It Can Happen Here
December 1, 2001
By ANTHONY LEWIS
BOSTON
On the basis of secret evidence, the government accuses
a
non-citizen of connections to terrorism, and holds him in
prison for three years. Then a judge conducts a full trial
and rejects the terrorism charges. He releases the
prisoner. A year later government agents rearrest the man,
hold him in solitary confinement and state as facts the
terrorism charges that the judge found untrue.
Could that happen in America? In John Ashcroft's America
it
has happened.
Mazen Al-Najjar, a Palestinian, came to the United States
in 1984 as a graduate student and stayed to teach at a
university. The Immigration Service moved to deport him for
overstaying his visa - and asked an immigration judge, R.

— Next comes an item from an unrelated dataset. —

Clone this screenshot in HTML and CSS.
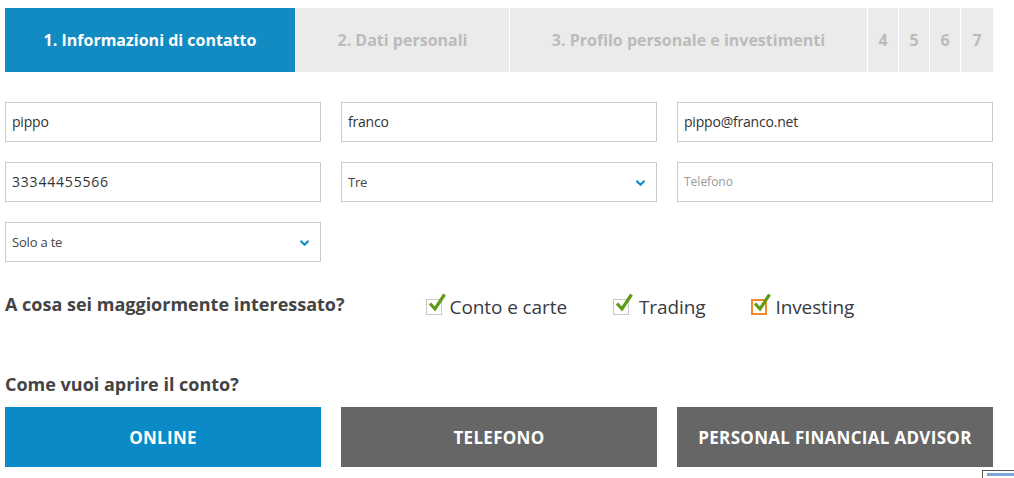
FILE: index.html
```html
<!DOCTYPE html>
<html lang="it">
<head>
<meta charset="utf-8">
<title>Apri il conto</title>
<link rel="stylesheet" href="styles.css">
</head>
<body>
<div class="page">
  <nav class="steps">
    <div class="step step-active step-1">1. Informazioni di contatto</div>
    <div class="step step-2">2. Dati personali</div>
    <div class="step step-3">3. Profilo personale e investimenti</div>
    <div class="step step-n">4</div>
    <div class="step step-n">5</div>
    <div class="step step-n">6</div>
    <div class="step step-n step-last">7</div>
  </nav>

  <div class="fields">
    <div class="field"><span class="value">pippo</span></div>
    <div class="field"><span class="value">franco</span></div>
    <div class="field"><span class="value">pippo@franco.net</span></div>
    <div class="field"><span class="value digits">33344455566</span></div>
    <div class="field select"><span class="value small">Tre</span>
      <svg class="chev" width="9" height="6" viewBox="0 0 9 6"><path d="M0.5 0.8 L4.5 4.8 L8.5 0.8" fill="none" stroke="#0a8ac6" stroke-width="2"/></svg>
    </div>
    <div class="field"><span class="placeholder">Telefono</span></div>
    <div class="field select"><span class="value small">Solo a te</span>
      <svg class="chev" width="9" height="6" viewBox="0 0 9 6"><path d="M0.5 0.8 L4.5 4.8 L8.5 0.8" fill="none" stroke="#0a8ac6" stroke-width="2"/></svg>
    </div>
  </div>

  <div class="interest">
    <h2 class="question">A cosa sei maggiormente interessato?</h2>
    <div class="checks">
      <label class="check check-1"><span class="box"><svg class="tick" width="20" height="20" viewBox="0 0 20 20"><path d="M3 10.5 L8 16 L17.5 1.5" fill="none" stroke="#5e9c17" stroke-width="3.2"/></svg></span>Conto e carte</label>
      <label class="check check-2"><span class="box"><svg class="tick" width="20" height="20" viewBox="0 0 20 20"><path d="M3 10.5 L8 16 L17.5 1.5" fill="none" stroke="#5e9c17" stroke-width="3.2"/></svg></span>Trading</label>
      <label class="check check-3"><span class="box box-focus"><svg class="tick" width="20" height="20" viewBox="0 0 20 20"><path d="M3 10.5 L8 16 L17.5 1.5" fill="none" stroke="#5e9c17" stroke-width="3.2"/></svg></span>Investing</label>
    </div>
  </div>

  <h2 class="question how">Come vuoi aprire il conto?</h2>
  <div class="buttons">
    <div class="btn btn-blue">ONLINE</div>
    <div class="btn btn-gray">TELEFONO</div>
    <div class="btn btn-gray">PERSONAL FINANCIAL ADVISOR</div>
  </div>
</div>
<div class="corner"><span class="corner-bar"></span></div>
</body>
</html>
```

FILE: styles.css
```css
html, body {
  margin: 0;
  padding: 0;
  background: #fff;
  overflow: hidden;
}
body {
  font-family: "Open Sans", "Liberation Sans", Arial, sans-serif;
  color: #333;
}
.page {
  width: 988px;
  padding: 8px 0 0 5px;
}
.steps {
  display: flex;
  height: 64px;
  background: #ebebeb;
}
.step {
  display: flex;
  align-items: center;
  justify-content: center;
  font-size: 16px;
  font-weight: 700;
  color: #bbbbbb;
  border-right: 1px solid #fff;
}
.step-1 { width: 290px; }
.step-2 { width: 213px; }
.step-3 { width: 357px; }
.step-n { width: 30px; }
.step-last { border-right: none; width: 32px; }
.step-active {
  background: #118bc2;
  color: #fff;
}
.fields {
  display: grid;
  grid-template-columns: 316px 316px 316px;
  column-gap: 20px;
  row-gap: 20px;
  margin-top: 30px;
}
.field {
  height: 40px;
  box-sizing: border-box;
  border: 1px solid #cccccc;
  display: flex;
  align-items: center;
  justify-content: space-between;
  padding: 0 11px 1px 6px;
}
.value {
  font-size: 14px;
  color: #333;
  letter-spacing: -0.2px;
}
.value.digits { letter-spacing: 0.8px; }
.value.small { font-size: 13px; color: #444; }
.placeholder {
  font-size: 12px;
  color: #999;
}
.chev { display: block; margin-top: 2px; }
.interest {
  display: flex;
  align-items: center;
  margin-top: 30px;
  height: 24px;
}
.question {
  margin: 0;
  font-size: 18px;
  font-weight: 700;
  color: #444;
  letter-spacing: 0;
}
.checks {
  display: flex;
  margin-left: 81px;
  margin-top: 6px;
}
.check {
  display: flex;
  align-items: center;
  font-size: 19px;
  color: #3a3a44;
  letter-spacing: -0.1px;
}
.check-1 { margin-right: 46px; }
.check-2 { margin-right: 46px; }
.box {
  position: relative;
  width: 16px;
  height: 16px;
  box-sizing: border-box;
  border: 1px solid #c8c8c8;
  margin-right: 8px;
}
.check-2 .box { margin-right: 10px; }
.box-focus {
  border: 2px solid #f58a2a;
  margin-right: 8px;
}
.tick {
  position: absolute;
  left: 0;
  top: -7px;
}
.box-focus .tick { left: -1px; top: -8px; }
.how {
  margin-top: 56px;
}
.buttons {
  display: grid;
  grid-template-columns: 316px 316px 316px;
  column-gap: 20px;
  margin-top: 11px;
}
.btn {
  height: 60px;
  display: flex;
  align-items: center;
  justify-content: center;
  color: #fff;
  font-size: 17px;
  font-weight: 700;
  letter-spacing: 0.3px;
}
.btn-blue { background: #0a8ac6; }
.btn-gray { background: #666666; }
.corner {
  position: absolute;
  left: 982px;
  top: 470px;
  width: 40px;
  height: 20px;
  box-sizing: border-box;
  border: 1px solid #555;
  background: #fff;
}
.corner-bar {
  position: absolute;
  left: 4px;
  top: 2px;
  width: 40px;
  height: 3px;
  background: #7aa7d8;
}
```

Kevin McHugh, to imprison him. Secret evidence, the
government lawyers said, showed that Mr. Al-Najjar had
raised funds for a terrorist organization, Palestinian
Islamic Jihad. In June 1997 Judge McHugh issued the
detention order.
Mr. Al-Najjar's lawyers went to federal court and
challenged the use of secret evidence against him. The
court held that he must at least be told enough about the
evidence to have a fair chance of responding to it.
Judge McHugh then reopened the case in his immigration
court. In a two-week trial the government's lead witness,
an Immigration agent, admitted that there was no evidence
of Mr. Al-Najjar contributing to a terrorist organization
or ever advocating terrorism. At the end Judge McHugh found
that there were no "bona fide reasons to conclude that [Mr.
Al- Najjar] is a threat to national security."
Judge McHugh, a former U.S. marine, wrote a 56-page
decision that evidently carried much legal weight. The
Board of Immigration Appeals rejected a government appeal.
And Attorney General Janet Reno, who had the right to step
in, refused to do so. A year ago Mr. Al-Najjar rejoined his
wife and three daughters.
Last Saturday immigration agents arrested Mr. Al-Najjar
again. The Justice Department issued a triumphant press
release saying that the case "underscores the department's
commitment to address terrorism by using all legal
authorities available." Mr. Al-Najjar, it said, "had
established ties to terrorist organizations."
That flat, conclusory statement was in direct contradiction
to the findings made by Judge McHugh after a full trial.
And the department did not claim, this time, to be relying
on undisclosed information. It said the detention was "not
based on classified evidence."
It seems to me shocking that the United States Department
of Justice should state as a fact something that a judge
has found to be untrue. The whole press release had the
ring not of law but of political propaganda. That is not
the department of respected lawyers that I have known over
many years.
Mr. Al-Najjar is not only back in prison, he is being
treated with exceptional severity, indeed cruelty. He is in
solitary confinement 23 hours a day. He is not allowed to
make telephone calls, and he may not see his family. Only
his lawyer is permitted to visit him.
Because Mr. Al-Najjar is stateless and no country will
accept him, he probably cannot be deported. So if the
Justice Department view that he is a security risk prevails
- in the teeth of the judge's finding - he could spend the
rest of his life in prison.
Why is Attorney General Ashcroft using his office to punish
this man so severely? At a time of national anxiety about
Arabs and Muslims, Mr. Al-Najjar is a useful target: a
Palestinian Muslim. More broadly, Mr. Ashcroft has claimed
power to detain non-citizens even when immigration judges
order them released.
It could be, too, that Mr. Ashcroft wants to use this
case
to establish the right to use secret evidence against
aliens. The practice had been all but abandoned by the
Justice Department after several judges frowned on it and
more than 100 members of the House co-sponsored legislation
to prohibit it.
With all the extreme measures taken by the administration
in recent days - detaining hundreds of people, ordering
thousands questioned, establishing military tribunals - Mr.
Ashcroft and President Bush have assured the country that
they will enforce the measures with care, and with concern
for civil liberties. Their motto is, "Trust us."
The Al-Najjar case shows that there is no basis for trust.